ARTR or almost-ready-to-run. These involve partial assembly by a person who is either familiar with radio controlled boats or willing to dig into the manuals and videos about the product. In these boats the body of the boat is almost completely constructed, but parts of the motor and power source need to be pieced together before the boat can be put on the water and letting it run.
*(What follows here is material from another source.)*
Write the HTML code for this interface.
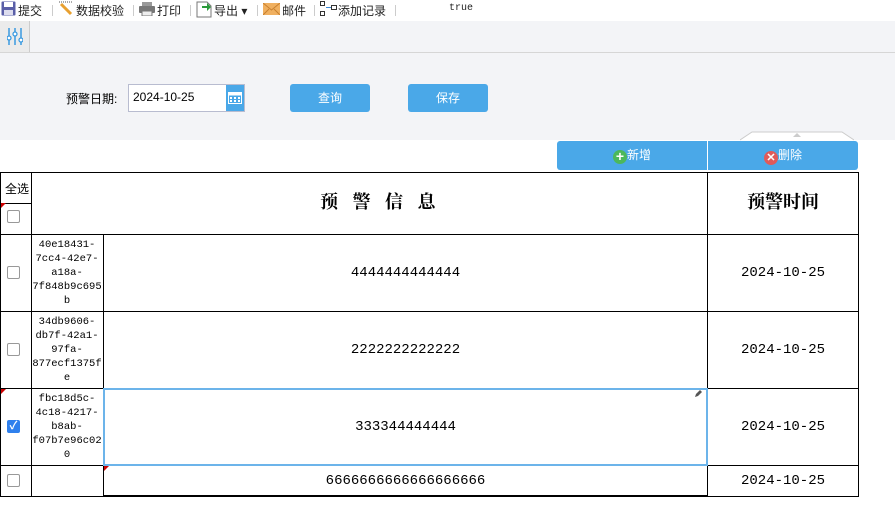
<!DOCTYPE html>
<html><head><meta charset="utf-8"><style>
*{margin:0;padding:0;box-sizing:border-box}
body{width:895px;height:515px;position:relative;background:#fff;font-family:"Liberation Sans","Noto Sans CJK SC",sans-serif;font-size:12px;color:#000;overflow:hidden}
.a{position:absolute}
.tb{left:0;top:0;width:895px;height:21px;background:#fff}
.tb span{position:absolute;top:2px;font-size:12px;color:#222}
.sep{position:absolute;top:5px;width:1px;height:11px;background:#ccc}
.hl{background:#000;height:1px}
.vl{background:#000;width:1px}
.mono{font-family:"Liberation Mono","Noto Sans CJK SC",monospace}
.cb{width:13px;height:13px;border:1px solid #999;border-radius:2px;background:#fff}
.uid{font-family:"Liberation Mono",monospace;font-size:10.5px;line-height:14px;text-align:center;width:72px;left:31px}
.c{text-align:center}
.btn{background:#4aa8e8;color:#fff;border-radius:3px;text-align:center;font-size:12px}
</style></head><body>
<div class="a tb">
 <svg class="a" style="left:1px;top:1px" width="15" height="15"><rect x="0.5" y="0.5" width="14" height="14" fill="#5a5fa8" rx="1"/><rect x="3" y="1" width="9" height="5" fill="#fff"/><rect x="3" y="9" width="9" height="5" fill="#dde"/></svg>
 <span style="left:18px">提交</span><div class="sep" style="left:52px"></div>
 <svg class="a" style="left:58px;top:1px" width="16" height="16"><line x1="3" y1="3" x2="13" y2="13" stroke="#e8a030" stroke-width="3"/><line x1="1" y1="1" x2="14" y2="1" stroke="#555" stroke-dasharray="1,1"/></svg>
 <span style="left:76px">数据校验</span><div class="sep" style="left:133px"></div>
 <svg class="a" style="left:139px;top:2px" width="16" height="14"><rect x="0" y="4" width="16" height="7" fill="#777" rx="1"/><rect x="3" y="0" width="10" height="4" fill="#999"/><rect x="3" y="9" width="10" height="5" fill="#eee" stroke="#777"/></svg>
 <span style="left:157px">打印</span><div class="sep" style="left:190px"></div>
 <svg class="a" style="left:196px;top:1px" width="16" height="17"><path d="M1 1h10l4 4v11H1z" fill="#fff" stroke="#777"/><path d="M6 5h5V2l4 4-4 4V7H6z" fill="#2a9a3a"/></svg>
 <span style="left:214px">导出 ▾</span><div class="sep" style="left:257px"></div>
 <svg class="a" style="left:263px;top:3px" width="17" height="12"><rect width="17" height="12" fill="#f0b060"/><path d="M0 0l8.5 7L17 0M0 12l6-6M17 12l-6-6" stroke="#c88030" fill="none"/></svg>
 <span style="left:282px">邮件</span><div class="sep" style="left:314px"></div>
 <svg class="a" style="left:320px;top:1px" width="18" height="16"><rect x="0.5" y="0.5" width="4" height="4" fill="none" stroke="#333"/><rect x="0.5" y="10.5" width="4" height="4" fill="none" stroke="#333"/><rect x="11.5" y="4.5" width="5" height="4" fill="none" stroke="#333"/><path d="M6 6.5h5" stroke="#3a8ad8"/></svg>
 <span style="left:338px">添加记录</span><div class="sep" style="left:395px"></div>
 <span class="mono" style="left:449px;font-size:10px;top:3px">true</span>
</div>
<div class="a" style="left:0;top:21px;width:895px;height:119px;background:#f3f4f7"></div>
<div class="a" style="left:0;top:21px;width:30px;height:31px;background:#ebebeb;border-right:1px solid #ccc"></div>
<div class="a" style="left:0;top:52px;width:895px;height:1px;background:#d6d6d6"></div>
<svg class="a" style="left:7px;top:28px" width="16" height="17"><g stroke="#3a9ae0" stroke-width="1.5" fill="none"><line x1="2" y1="0" x2="2" y2="17"/><line x1="8" y1="0" x2="8" y2="17"/><line x1="14" y1="0" x2="14" y2="17"/></g><g fill="#fff" stroke="#3a9ae0" stroke-width="1.3"><circle cx="2" cy="10" r="2"/><circle cx="8" cy="6" r="2"/><circle cx="14" cy="12" r="2"/></g></svg>
<div class="a" style="left:66px;top:90px;font-size:12px">预警日期:</div>
<div class="a" style="left:128px;top:84px;width:117px;height:28px;border:1px solid #b8bcd0;background:#fff"></div>
<div class="a" style="left:133px;top:90px;font-size:12px">2024-10-25</div>
<div class="a" style="left:226px;top:85px;width:18px;height:26px;background:#4aa8e8"></div>
<svg class="a" style="left:228px;top:91px" width="14" height="13"><rect x="0.5" y="1.5" width="13" height="11" fill="none" stroke="#fff"/><rect x="0.5" y="1.5" width="13" height="3" fill="#fff"/><g fill="#fff"><rect x="2" y="6" width="2" height="2"/><rect x="6" y="6" width="2" height="2"/><rect x="10" y="6" width="2" height="2"/><rect x="2" y="9" width="2" height="2"/><rect x="6" y="9" width="2" height="2"/><rect x="10" y="9" width="2" height="2"/></g></svg>
<div class="a btn" style="left:290px;top:84px;width:80px;height:28px;line-height:28px">查询</div>
<div class="a btn" style="left:408px;top:84px;width:80px;height:28px;line-height:28px">保存</div>
<svg class="a" style="left:740px;top:131px" width="114" height="10"><path d="M0 9L12 1H102L114 9" fill="#fff" stroke="#ccc"/><path d="M53 6l4-4 4 4z" fill="#ccc"/></svg>
<div class="a btn" style="left:557px;top:141px;width:150px;height:29px;line-height:29px;border-radius:3px 0 0 3px"><span style="display:inline-block;width:14px;height:14px;border-radius:7px;background:#4cb85c;vertical-align:-2px;line-height:13px;font-weight:bold;font-size:14px">+</span>新增</div>
<div class="a btn" style="left:708px;top:141px;width:150px;height:29px;line-height:29px;border-radius:0 3px 3px 0"><span style="display:inline-block;width:14px;height:14px;border-radius:7px;background:#e05a5a;vertical-align:-2px;line-height:14px;font-weight:bold;font-size:11px">✕</span>删除</div>
<div class="a hl" style="left:0;top:172px;width:859px"></div>
<div class="a hl" style="left:0;top:203px;width:31px"></div>
<div class="a hl" style="left:0;top:234px;width:859px"></div>
<div class="a hl" style="left:0;top:311px;width:859px"></div>
<div class="a hl" style="left:0;top:388px;width:859px"></div>
<div class="a hl" style="left:0;top:465px;width:859px"></div>
<div class="a hl" style="left:0;top:496px;width:859px"></div>
<div class="a hl" style="left:103px;top:495px;width:605px;height:2px"></div>
<div class="a vl" style="left:0;top:172px;height:325px"></div>
<div class="a vl" style="left:31px;top:172px;height:325px"></div>
<div class="a vl" style="left:103px;top:234px;height:263px"></div>
<div class="a vl" style="left:707px;top:172px;height:325px"></div>
<div class="a vl" style="left:858px;top:172px;height:325px"></div>
<div class="a" style="left:103px;top:388px;width:605px;height:78px;border:2px solid #6cb4ea"></div>
<svg class="a" style="left:1px;top:203px" width="6" height="6"><path d="M0 0h5L0 5z" fill="#c00"/></svg>
<svg class="a" style="left:1px;top:389px" width="6" height="6"><path d="M0 0h5L0 5z" fill="#c00"/></svg>
<svg class="a" style="left:104px;top:466px" width="6" height="6"><path d="M0 0h5L0 5z" fill="#c00"/></svg>
<svg class="a" style="left:693px;top:389px" width="10" height="10"><path d="M2 8l1-3 4-4 2 2-4 4z" fill="#555"/></svg>
<div class="a" style="left:5px;top:180px;font-size:12px">全选</div>
<div class="a cb" style="left:7px;top:210px"></div>
<div class="a" style="left:320px;top:188px;font-family:'Noto Serif CJK SC',serif;font-size:18px;font-weight:bold;letter-spacing:5px;white-space:pre">预 警 信 息</div>
<div class="a" style="left:708px;top:188px;width:150px;text-align:center;font-family:'Noto Serif CJK SC',serif;font-size:18px;font-weight:bold">预警时间</div>
<div class="a cb" style="left:7px;top:266px"></div>
<div class="a cb" style="left:7px;top:343px"></div>
<div class="a" style="left:7px;top:420px;width:13px;height:13px;border-radius:2px;background:#2f80ed;color:#fff;font-size:11px;line-height:13px;text-align:center;font-weight:bold">✓</div>
<div class="a cb" style="left:7px;top:474px"></div>
<div class="a uid" style="top:238px">40e18431-<br>7cc4-42e7-<br>a18a-<br>7f848b9c695<br>b</div>
<div class="a uid" style="top:315px">34db9606-<br>db7f-42a1-<br>97fa-<br>877ecf1375f<br>e</div>
<div class="a uid" style="top:392px">fbc18d5c-<br>4c18-4217-<br>b8ab-<br>f07b7e96c02<br>0</div>
<div class="a mono c" style="left:104px;top:265px;width:603px;font-size:14px">4444444444444</div>
<div class="a mono c" style="left:104px;top:342px;width:603px;font-size:14px">2222222222222</div>
<div class="a mono c" style="left:104px;top:419px;width:603px;font-size:14px">333344444444</div>
<div class="a mono c" style="left:104px;top:473px;width:603px;font-size:14px">6666666666666666666</div>
<div class="a mono c" style="left:708px;top:265px;width:150px;font-size:14px">2024-10-25</div>
<div class="a mono c" style="left:708px;top:342px;width:150px;font-size:14px">2024-10-25</div>
<div class="a mono c" style="left:708px;top:419px;width:150px;font-size:14px">2024-10-25</div>
<div class="a mono c" style="left:708px;top:473px;width:150px;font-size:14px">2024-10-25</div>
</body></html>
Assembly kits. These are obviously more advanced. They come with all the parts needed to prep the boat for running but they must be assembled. The level of assembly varies but generally you need to be pretty advanced to be able to do this. Even if you are good at mechanics, the parts and layout will take some getting to know and often requires special tools to work on the smaller engines and fittings. Given the level of challenge these are normally not recommended for the first time user. An example would be the Azimut Atlantic Challenger 1:20 Scale.

Whatever your skill level, there’s a radio controlled boat out there for you. Read my articles and be sure that you grasp what is required of you before you buy a radio controlled boat for yourself or anyone. After any assembly is complete, my bet is that you’ll not wait for a sunny day! You’ll head out rain or shine to the nearest water and let it loose! It’s amazing and thrilling and you will be hooked!